In the course of this development work, products were obtained with enhanced elasticity by means of EO addition into fluorine-containing molecules with refractive index at a high level. The products, in which treatment of EO addition is given to fluorene structure, are M-4, M-5, M-6 and M-7 (Table 4).
One more important factor is hardness of optical film coating. We performed pencil hardness and pendulum hardness evaluation by coating test formulations on PET film typically used for prism sheet. EO addition type products are seen to be lower in hardness. However, this doesn’t mean the scratch property is lacking, as the EO functionality plays a role to keep the prism sheet’s details intact, courtesy of elasticity improvement. When comparing M-7 with M-4, the former contains more EO than the latter, resulting in an improvement in flexibility (Table 5).
It is found that most high refractive index materials tend to yellow due to the inclusion of a large number of aromatic rings (Figure 8). To minimize yellowing, trials were done (Figure 9). In the cases where halogen or sulfur structures are found, yellowing is significantly increased. To compound the problem, sulfur is accompanied with an odor issue, so these structures tend to not be favored.
The adhesion property is regarded as the most important one for coating application. All products show excellent or good adhesion on PET (Table 6). The adhesion properties of EO addition types also are excellent, even when the molecular weight is relatively high.

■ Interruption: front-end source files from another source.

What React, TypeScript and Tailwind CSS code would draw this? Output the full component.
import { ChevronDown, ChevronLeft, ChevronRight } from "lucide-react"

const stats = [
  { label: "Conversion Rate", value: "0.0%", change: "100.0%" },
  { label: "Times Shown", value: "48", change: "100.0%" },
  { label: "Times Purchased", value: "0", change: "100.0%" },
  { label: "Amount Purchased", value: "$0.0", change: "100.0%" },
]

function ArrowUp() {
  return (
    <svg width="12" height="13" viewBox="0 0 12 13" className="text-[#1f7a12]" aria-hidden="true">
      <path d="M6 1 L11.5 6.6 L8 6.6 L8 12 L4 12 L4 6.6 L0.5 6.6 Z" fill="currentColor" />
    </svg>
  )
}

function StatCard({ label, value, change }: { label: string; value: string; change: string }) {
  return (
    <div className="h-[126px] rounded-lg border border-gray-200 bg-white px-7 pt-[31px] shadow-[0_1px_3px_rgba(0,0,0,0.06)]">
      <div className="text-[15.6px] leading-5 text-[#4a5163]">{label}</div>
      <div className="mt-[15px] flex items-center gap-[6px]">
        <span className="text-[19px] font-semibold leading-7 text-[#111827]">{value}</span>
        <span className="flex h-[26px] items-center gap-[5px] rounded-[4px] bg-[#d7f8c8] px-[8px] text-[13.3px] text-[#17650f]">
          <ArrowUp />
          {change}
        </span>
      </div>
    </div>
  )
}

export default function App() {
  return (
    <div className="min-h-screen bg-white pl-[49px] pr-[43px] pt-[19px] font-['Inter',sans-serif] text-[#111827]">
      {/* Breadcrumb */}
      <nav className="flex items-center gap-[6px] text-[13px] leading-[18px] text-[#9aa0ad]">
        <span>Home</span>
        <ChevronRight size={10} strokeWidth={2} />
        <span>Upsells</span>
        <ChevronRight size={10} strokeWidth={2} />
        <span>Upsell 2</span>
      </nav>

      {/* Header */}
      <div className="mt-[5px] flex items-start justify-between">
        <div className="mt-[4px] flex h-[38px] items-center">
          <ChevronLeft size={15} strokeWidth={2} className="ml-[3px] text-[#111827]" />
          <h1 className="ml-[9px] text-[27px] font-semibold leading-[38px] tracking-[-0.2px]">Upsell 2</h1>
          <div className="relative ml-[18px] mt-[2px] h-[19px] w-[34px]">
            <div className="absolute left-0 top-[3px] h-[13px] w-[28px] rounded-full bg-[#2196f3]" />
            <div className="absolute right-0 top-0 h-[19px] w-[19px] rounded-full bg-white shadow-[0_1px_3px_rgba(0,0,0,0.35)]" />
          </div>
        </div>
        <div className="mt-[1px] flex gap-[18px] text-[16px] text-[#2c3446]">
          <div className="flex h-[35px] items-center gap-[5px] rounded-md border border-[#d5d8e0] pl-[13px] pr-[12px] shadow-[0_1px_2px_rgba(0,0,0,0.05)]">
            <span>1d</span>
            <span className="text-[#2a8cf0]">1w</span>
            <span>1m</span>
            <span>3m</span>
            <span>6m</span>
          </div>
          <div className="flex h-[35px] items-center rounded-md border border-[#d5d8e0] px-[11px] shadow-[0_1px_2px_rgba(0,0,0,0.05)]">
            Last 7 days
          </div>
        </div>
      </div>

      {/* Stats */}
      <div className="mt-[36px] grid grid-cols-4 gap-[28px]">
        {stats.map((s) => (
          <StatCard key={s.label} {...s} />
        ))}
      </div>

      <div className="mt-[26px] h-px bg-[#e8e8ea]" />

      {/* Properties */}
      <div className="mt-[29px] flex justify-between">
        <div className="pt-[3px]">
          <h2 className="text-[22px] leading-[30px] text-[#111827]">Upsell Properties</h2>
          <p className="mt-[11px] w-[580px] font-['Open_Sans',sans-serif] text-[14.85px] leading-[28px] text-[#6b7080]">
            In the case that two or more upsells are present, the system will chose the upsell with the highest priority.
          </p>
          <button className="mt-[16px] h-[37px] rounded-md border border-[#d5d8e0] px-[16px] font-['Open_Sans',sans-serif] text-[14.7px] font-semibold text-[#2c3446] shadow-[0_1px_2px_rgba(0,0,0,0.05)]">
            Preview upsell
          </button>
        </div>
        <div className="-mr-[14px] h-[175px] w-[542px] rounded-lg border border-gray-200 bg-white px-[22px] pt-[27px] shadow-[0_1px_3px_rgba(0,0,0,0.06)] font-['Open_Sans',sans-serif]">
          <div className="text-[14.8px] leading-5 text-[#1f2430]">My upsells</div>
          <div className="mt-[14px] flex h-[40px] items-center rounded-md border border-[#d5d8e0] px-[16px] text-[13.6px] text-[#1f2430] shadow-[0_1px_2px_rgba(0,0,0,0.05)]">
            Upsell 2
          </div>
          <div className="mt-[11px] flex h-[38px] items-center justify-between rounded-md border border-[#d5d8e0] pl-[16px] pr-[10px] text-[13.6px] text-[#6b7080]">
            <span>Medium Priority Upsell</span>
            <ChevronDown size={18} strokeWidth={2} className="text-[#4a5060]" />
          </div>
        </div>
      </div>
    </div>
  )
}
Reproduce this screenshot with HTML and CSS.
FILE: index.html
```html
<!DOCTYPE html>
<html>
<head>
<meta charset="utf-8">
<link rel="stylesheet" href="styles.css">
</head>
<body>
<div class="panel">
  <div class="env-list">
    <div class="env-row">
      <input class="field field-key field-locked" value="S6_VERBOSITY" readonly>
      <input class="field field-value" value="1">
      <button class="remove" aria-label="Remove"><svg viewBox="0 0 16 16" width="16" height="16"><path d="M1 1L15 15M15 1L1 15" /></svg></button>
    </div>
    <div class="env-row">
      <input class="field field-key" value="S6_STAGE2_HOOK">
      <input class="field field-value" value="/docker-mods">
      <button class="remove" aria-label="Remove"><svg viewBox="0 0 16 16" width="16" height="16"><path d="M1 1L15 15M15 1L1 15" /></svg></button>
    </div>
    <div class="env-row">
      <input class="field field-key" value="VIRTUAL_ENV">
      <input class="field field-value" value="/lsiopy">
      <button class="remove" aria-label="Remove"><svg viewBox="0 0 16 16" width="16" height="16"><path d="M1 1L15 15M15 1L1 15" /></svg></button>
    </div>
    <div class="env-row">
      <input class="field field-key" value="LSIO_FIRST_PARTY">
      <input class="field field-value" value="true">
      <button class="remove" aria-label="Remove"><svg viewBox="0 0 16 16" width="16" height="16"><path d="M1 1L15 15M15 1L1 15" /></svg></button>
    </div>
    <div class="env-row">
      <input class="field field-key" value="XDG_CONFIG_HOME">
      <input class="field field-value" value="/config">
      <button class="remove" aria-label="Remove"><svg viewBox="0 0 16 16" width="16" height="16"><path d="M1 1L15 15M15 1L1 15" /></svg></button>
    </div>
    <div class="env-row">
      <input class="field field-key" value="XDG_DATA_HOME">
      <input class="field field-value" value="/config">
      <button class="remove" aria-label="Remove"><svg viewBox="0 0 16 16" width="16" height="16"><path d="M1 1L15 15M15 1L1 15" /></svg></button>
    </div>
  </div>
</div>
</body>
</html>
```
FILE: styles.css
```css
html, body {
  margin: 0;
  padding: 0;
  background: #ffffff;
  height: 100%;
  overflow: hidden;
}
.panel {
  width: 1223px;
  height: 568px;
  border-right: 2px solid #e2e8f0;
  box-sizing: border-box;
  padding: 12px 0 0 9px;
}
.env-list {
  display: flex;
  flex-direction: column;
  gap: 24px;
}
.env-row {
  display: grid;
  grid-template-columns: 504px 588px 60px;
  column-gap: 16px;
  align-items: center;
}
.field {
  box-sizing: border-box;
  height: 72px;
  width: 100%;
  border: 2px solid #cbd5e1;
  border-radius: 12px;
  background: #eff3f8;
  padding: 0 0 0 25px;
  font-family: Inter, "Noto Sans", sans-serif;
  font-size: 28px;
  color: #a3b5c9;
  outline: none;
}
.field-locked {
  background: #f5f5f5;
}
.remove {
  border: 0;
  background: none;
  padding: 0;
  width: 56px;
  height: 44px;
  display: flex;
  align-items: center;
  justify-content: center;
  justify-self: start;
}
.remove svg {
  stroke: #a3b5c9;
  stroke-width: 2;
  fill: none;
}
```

Demand is quickly growing for new materials that have higher RI, higher performance and, especially, are halogen-free because of increasing environmental concerns. Achieving equivalent RI without the use of halogenated materials is a big challenge. Based on a broad understanding of the refractive index, new technologies have now been developed to address this challenge, including heteroatom-containing materials.